Sometimes a poem brings a flush to my cheeks, or causes my heart to pound as I remember wrongs of yesteryear. I’ve never been good at keeping a diary, but those pieces can transport me to a dusty place in my timeline. Maybe I have not thought of the moment in a while, but it is there and it had significance in my life.

One such moment was personally immortalized in the poem titled “If only I had told you this ... then punched you in the face.”

Poetic, right?

Definitely straight to the point.

The moment happened in my sophomore year of college. My friend and I were walking back from Uchurch when a girl holding a jar with a missions sign stopped us. She and a rather tall fellow began speaking about Haiti and how it was her God-given mission to reach out to the people.

Except, she did not have the money to do so. We explained we also had no money. This was not what they wanted to hear. The guy launched into a speech about individuals unwilling to give. His words soon transitioned and found new ground in all of the wrongs of the world.

One of his statistics hit home with me and my friend. We were shocked and then enraged. Sharing a glance, we looked back at the guy and made short work of saying our goodbyes.

Who knew if his unintentional ignorance was contagious? 

Although I was safely back in my dorm room, his words would not leave me. Or rather, his unfair assumptions had scraped and left me bleeding in the wake. With mounting frustration I turned to my computer and let the words come.

“And here is the bitter truth,

you speak to me of right,

tell me of the world’s wrong—

I hear your words, and slowly

my soul ignites. My anger

wells like an old friend. You

speak of truth like a martyr

of old, your lips form as if

honey falls in dollops. You

feel a King and I stumble. My

eyes upon you, behold a

Jester! Watch your words,

foolish child, for I know the

truth. I have felt the twisted

honesty of life. Preach

another sermon, sire

another tale, quicken your

words, my ears await. My

eyes are wide. I tilt my head,

I watch you talk. But inside,

imagine my cry, my rage,

My truth blooming deep,

a seed in my heart.

It blossoms under your

candid talk. Now, reach out

and grasp your Truth from

my heart, pluck the blossom

of Frank Reality, smell the

scent of pure adulterated,

tainted fact.”

Whenever I read the words I am immediately transported back to my sophomore year self with all of the anger, pain and bitter amusement from that night. It was easy to feel the victim. In fact, there is still a proclivity to sit in the role without looking beyond the four walls. When I do, it is easy to see how I might have forced someone into the same box.

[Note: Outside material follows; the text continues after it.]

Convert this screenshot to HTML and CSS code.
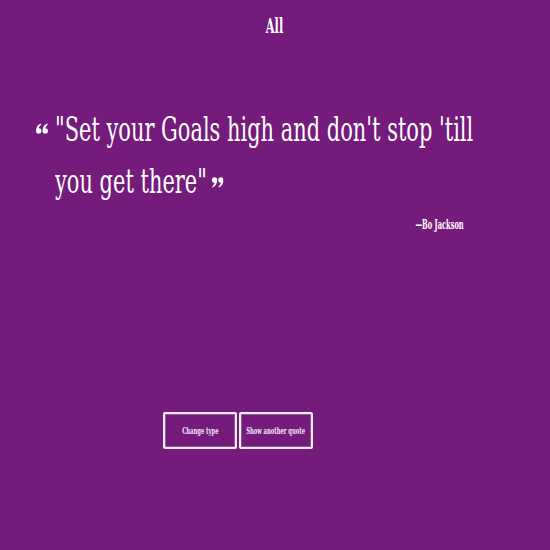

How many times have my ignorant words had the same effect as that tall fellow’s? I wonder how often my focused ambition blinds me to the responses of others.

In Proverbs, Solomon offers up a reminder of the tongue’s power, “There is one whose rash words are like sword thrusts, but the tongue of the wise brings healing.”

Tall fellow’s words were rash and they hurt. However, I cannot think that my words have always brought healing. Thankfully, sweet salutations, words of encouragement, prayers, jokes, affirmation and considerate conversation offer ways to unbalance the scales in favor of healing.

Whether you believe Oscar Wilde, who said, “All bad poetry springs from genuine feeling,” in half or whole — he has a point. My poetry, from whimsical to scathing, is a remnant of who I was in a time I will never have back. As Carl Sandburg said, “Poetry is an echo, asking a shadow to dance.”

It also offers insight into how I can choose to behave today, tomorrow and beyond.

Maybe one day I will find my way back to the emotion-packed form of expression, but for now I will enjoy the writings as they are in hopes of harvesting more memories and reminders.